If you take an introductory chemistry class, you will no doubt memorize a list of shapes that correspond to particular combinations of lone pairs and bonds around a central atom. Very simple molecules can be classified this way, and based on geometries one can predict the polarity of the molecule. Thinking of molecules in this way is knows as using VSEPR( valence shell electron pair repulsion) theory. The following link provides a nice tutorial so you can correctly answer test questions.
http://www.chem.ox.ac.uk/vrchemistry/vsepr/intro/vsepr_splash.html
Organic chemists, biochemists, and actually most inorganic chemists, don’t have it quite so easy. Organic molecules tend to be very large, so one cannot designate one atom as “central”. The number of possible shapes is limitless. Biomolecules like proteins and carbohydrates are even larger. A random link from Google mentions protein that has around five hundred atoms, not including hydrogens.
That’s not say shapes are unimportant, or even too complex to be studied. Biochemists and biologists devote many research hours and dollars to understanding how the shape of a substrate like, say, a protein from a strand of cat hair, interacts with an enzyme, say, one that produces an immune response. By understanding what sorts of proteins will trigger a response, life scientists can gain a better understanding of allergic reactions and hopefully develop better treatments.
If you look at the structures for the necessary amino acids next to the structures for neurotransmitters, you will see similarities. Phenylalanine looks remarkably like dopamine and is in fact its precursor. Tryptophan looks suspiciously like seratonin and is sometimes used in dietary supplements that claim to have similar effects to certain antidepressants. These claims are correct; such supplements will cause headaches and make you feel sick. They will also waste your money. As a chemist, I felt very foolish when I tried a supplement with a tryptophan-like structure and awoke miserable the next morning, having a pounding headache. Of course supplements containing phenylalanine are beneficial and there is no reason not to take them. By understanding structures of organic molecules, you can make reasonable health decisions. Sometimes, one glance at a structure is enough to see that a drug or supplement is bad news.
Structure also predicts solubility to some extent.

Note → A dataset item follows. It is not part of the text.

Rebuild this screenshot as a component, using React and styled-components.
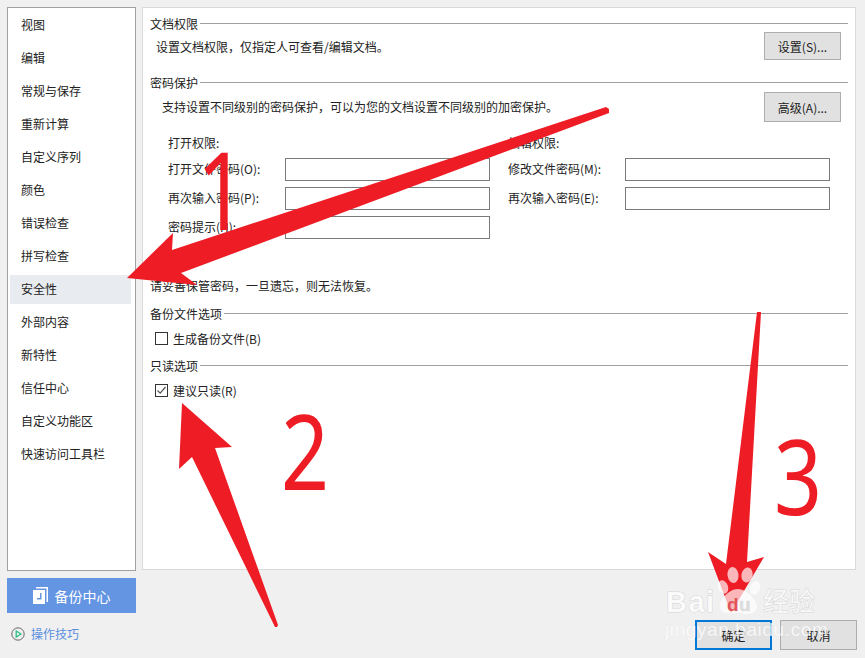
import React from 'react';
import styled, { createGlobalStyle } from 'styled-components';

const GlobalStyle = createGlobalStyle`
	html, body {
		margin: 0;
		padding: 0;
		background: #f0f0f0;
	}
	body {
		font-family: "Noto Sans CJK SC", "Liberation Sans", sans-serif;
		font-size: 12px;
		color: #222;
	}
`;

const Dialog = styled.div`
	position: relative;
	width: 865px;
	height: 658px;
	overflow: hidden;
	box-sizing: border-box;
	padding: 7px 9px 0 7px;
	display: grid;
	grid-template-columns: 129px 1fr;
	grid-template-rows: 564px 1fr;
	column-gap: 6px;
	row-gap: 6px;
	background: #f0f0f0;
`;

const Sidebar = styled.ul`
	margin: 0;
	padding: 3px 4px 0 2px;
	list-style: none;
	background: #fff;
	border: 1px solid #a0a0a0;
	box-sizing: border-box;
`;

const NavItem = styled.li`
	line-height: 28px;
	padding-left: 11px;
	font-size: 12px;
	background: ${(p) => (p.$active ? '#e8ebf0' : 'transparent')};
	height: 29px;
	margin-bottom: 4px;
`;

const Panel = styled.div`
	background: #fff;
	border: 1px solid #d9d9d9;
	box-sizing: border-box;
	height: 563px;
	padding: 7px 7px 0 7px;
	display: flex;
	flex-direction: column;
`;

const GroupTitle = styled.div`
	display: flex;
	align-items: center;
	gap: 2px;
	height: 17px;
	font-size: 12px;
	line-height: 17px;
	&::after {
		content: '';
		flex: 1;
		height: 1px;
		background: #a0a0a0;
	}
`;

const DescRow = styled.div`
	display: flex;
	justify-content: space-between;
	align-items: flex-start;
	padding: ${(p) => p.$pad || '0 7px 0 6px'};
	height: ${(p) => p.$h || '42px'};
	margin-top: ${(p) => p.$mt || '0'};
	line-height: 17px;
`;

const Desc = styled.div`
	padding-top: ${(p) => p.$top || '6px'};
`;

const PushButton = styled.button`
	font: inherit;
	color: #222;
	width: ${(p) => p.$w || '77px'};
	height: ${(p) => p.$h || '28px'};
	background: #e1e1e1;
	border: 1px solid #adadad;
	padding: 0;
	box-sizing: border-box;
	&.primary {
		border: 2px solid #0078d7;
	}
`;

const PasswordGrid = styled.div`
	display: grid;
	grid-template-columns: 340px 340px;
	padding-left: 18px;
	margin-top: 12px;
`;

const PasswordCol = styled.div`
	display: flex;
	flex-direction: column;
`;

const ColTitle = styled.div`
	height: 20px;
	line-height: 17px;
`;

const FieldRow = styled.div`
	display: flex;
	align-items: center;
	height: 29px;
`;

const FieldLabel = styled.label`
	width: 117px;
	white-space: nowrap;
`;

const TextField = styled.div`
	width: 205px;
	height: 23px;
	margin-top: 2px;
	background: #fff;
	border: 1px solid #7a7a7a;
	box-sizing: border-box;
`;

const Notice = styled.div`
	margin-top: 36px;
	height: 17px;
	line-height: 17px;
`;

const Section = styled.div`
	margin-top: ${(p) => p.$mt || '11px'};
`;

const CheckRow = styled.label`
	display: flex;
	align-items: center;
	gap: 5px;
	height: 17px;
	padding-left: 5px;
	margin-top: 8px;
`;

const CheckBox = styled.span`
	width: 13px;
	height: 13px;
	box-sizing: border-box;
	border: 1px solid #333;
	background: #fff;
	display: flex;
	align-items: center;
	justify-content: center;
`;

const LeftFoot = styled.div`
	display: flex;
	flex-direction: column;
	padding-top: 1px;
`;

const BackupButton = styled.div`
	height: 35px;
	background: #6495e3;
	color: #fff;
	display: flex;
	align-items: center;
	justify-content: center;
	gap: 6px;
	font-size: 14px;
`;

const TipLink = styled.div`
	display: flex;
	align-items: center;
	gap: 6px;
	margin: 12px 0 0 4px;
	color: #5a8fdf;
`;

const FootButtons = styled.div`
	display: flex;
	justify-content: flex-end;
	gap: 8px;
	padding-top: 43px;
	margin-right: -1px;
`;

const Overlay = styled.svg`
	position: absolute;
	left: 0;
	top: 0;
	width: 865px;
	height: 658px;
	pointer-events: none;
`;

const Numeral = styled.text`
	font-family: "Noto Sans", sans-serif;
	font-size: ${(p) => p.$size}px;
	fill: #ee1c25;
`;

const Mark = styled.text`
	font-family: ${(p) => p.$cjk ? '"Noto Sans CJK SC", sans-serif' : '"Liberation Sans", sans-serif'};
	font-weight: ${(p) => p.$bold ? 700 : 400};
	font-size: ${(p) => p.$size}px;
	letter-spacing: ${(p) => p.$ls || 0}px;
	fill: ${(p) => p.$fill || 'rgba(255,255,255,0.8)'};
	stroke: rgba(190,190,190,${(p) => p.$so || 0.55});
	stroke-width: ${(p) => p.$sw || 1}px;
	paint-order: stroke;
`;

const navItems = ['视图', '编辑', '常规与保存', '重新计算', '自定义序列', '颜色', '错误检查', '拼写检查', '安全性', '外部内容', '新特性', '信任中心', '自定义功能区', '快速访问工具栏'];

const App = () => {
	return (
		<>
			<GlobalStyle />
			<Dialog>
				<Sidebar>
					{navItems.map((item) => (
						<NavItem key={item} $active={item === '安全性'}>{item}</NavItem>
					))}
				</Sidebar>
				<Panel>
					<GroupTitle>文档权限</GroupTitle>
					<DescRow>
						<Desc>设置文档权限，仅指定人可查看/编辑文档。</Desc>
						<PushButton>设置(S)...</PushButton>
					</DescRow>
					<GroupTitle>密码保护</GroupTitle>
					<DescRow $pad="0 7px 0 12px" $h="30px" $mt="1px">
						<Desc>支持设置不同级别的密码保护，可以为您的文档设置不同级别的加密保护。</Desc>
						<PushButton $h="30px">高级(A)...</PushButton>
					</DescRow>
					<PasswordGrid>
						<PasswordCol>
							<ColTitle>打开权限:</ColTitle>
							<FieldRow><FieldLabel>打开文件密码(O):</FieldLabel><TextField /></FieldRow>
							<FieldRow><FieldLabel>再次输入密码(P):</FieldLabel><TextField /></FieldRow>
							<FieldRow><FieldLabel>密码提示(H):</FieldLabel><TextField /></FieldRow>
						</PasswordCol>
						<PasswordCol>
							<ColTitle>编辑权限:</ColTitle>
							<FieldRow><FieldLabel>修改文件密码(M):</FieldLabel><TextField /></FieldRow>
							<FieldRow><FieldLabel>再次输入密码(E):</FieldLabel><TextField /></FieldRow>
						</PasswordCol>
					</PasswordGrid>
					<Notice>请妥善保管密码，一旦遗忘，则无法恢复。</Notice>
					<Section>
						<GroupTitle>备份文件选项</GroupTitle>
						<CheckRow><CheckBox />生成备份文件(B)</CheckRow>
					</Section>
					<Section $mt="10px">
						<GroupTitle>只读选项</GroupTitle>
						<CheckRow>
							<CheckBox>
								<svg width="11" height="11" viewBox="0 0 11 11">
									<path d="M1.5 5.5 L4.2 8.2 L9.5 2" fill="none" stroke="#555" strokeWidth="1.2" />
								</svg>
							</CheckBox>
							建议只读(R)
						</CheckRow>
					</Section>
				</Panel>
				<LeftFoot>
					<BackupButton>
						<svg width="16" height="17" viewBox="0 0 16 17">
							<path d="M3 0 H15 V15 H13.5 V1.5 H3 Z" fill="#fff" />
							<path d="M0 3 H12 V17 H0 Z M7 6 V11 H4 V12.5 H8.5 V6 Z" fill="#fff" fillRule="evenodd" />
						</svg>
						备份中心
					</BackupButton>
					<TipLink>
						<svg width="14" height="14" viewBox="0 0 14 14">
							<circle cx="7" cy="7" r="6.2" fill="none" stroke="#666" strokeWidth="1" />
							<path d="M5.2 4 L10 7 L5.2 10 Z" fill="none" stroke="#2cbf86" strokeWidth="1.3" />
						</svg>
						操作技巧
					</TipLink>
				</LeftFoot>
				<FootButtons>
					<PushButton className="primary" $h="30px">确定</PushButton>
					<PushButton $h="30px">取消</PushButton>
				</FootButtons>
				<Overlay viewBox="0 0 865 658">
					<polygon points="127,278 173,233 172,250 606,107 609,109 609,113 181,273 197,285" fill="#ee1c25" />
					<polygon points="182,403 232,447 215,448 278,625 277,627 275,627 192,457 179,469" fill="#ee1c25" />
					<polygon points="731,613 708,552 726,564 757,312 761,312 747,562 764,557" fill="#ee1c25" />
					<Numeral transform="translate(197 230) scale(0.8 1)" $size="108">1</Numeral>
					<Numeral transform="translate(281 490) scale(0.8 1)" $size="105">2</Numeral>
					<Numeral transform="translate(774 515) scale(0.8 1)" $size="105">3</Numeral>
					<g fill="rgba(255,255,255,0.68)">
						<ellipse cx="733" cy="575" rx="5.5" ry="8" transform="rotate(-8 733 575)" />
						<ellipse cx="747" cy="575" rx="5.5" ry="7.5" transform="rotate(15 747 575)" />
						<ellipse cx="723" cy="587" rx="5" ry="7" transform="rotate(-20 723 587)" />
						<ellipse cx="755" cy="588" rx="5" ry="7" transform="rotate(20 755 588)" />
						<path d="M738 589 C746 589 757 600 757 606 C757 614 748 615 740 613 C734 612 726 616 721 610 C716 603 728 589 738 589 Z" />
					</g>
					<Mark x="666" y="612" $size="29" $bold $ls="1.5">Bai</Mark>
					<Mark x="727" y="611" $size="19" $bold $sw="0.5" $fill="#e4555b">d</Mark>
					<Mark x="739" y="611" $size="19" $bold $sw="0.5" $fill="#dcdcdc">u</Mark>
					<Mark x="763" y="611" $size="26" $cjk>经验</Mark>
					<Mark x="665" y="636" $size="19" $ls="0.6" $sw="0.5" $so="0.35">jingyan.baidu.com</Mark>
				</Overlay>
			</Dialog>
		</>
	);
};

export default App;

Understanding the structure of a drug compound helps chemists formulate things like gel caps and liquid formulations for injection. Injecting a patient with a “liquid” that contains solid particles would not be a good idea. Not only could the solid crystals cause a problem, but the dosage strength would be uneven. My husband works in the pharmaceutical industry and has a better understanding of structure than most of his colleagues. He can often save a lot of time by ruling out formulations that will be unlikely to work.
Other chemical manufacturers use the same principles to make paints, cleaners, glues, and cosmetics. Chemistry is still a poorly understood and therefore very empirical field of study, biology even more so. It is necessary to experiment and test various formulations for safety and effectiveness. However, by having a solid understanding of how a molecule’s structure relates to its properties, chemists can move forward with some sense of direction instead of groping blindly.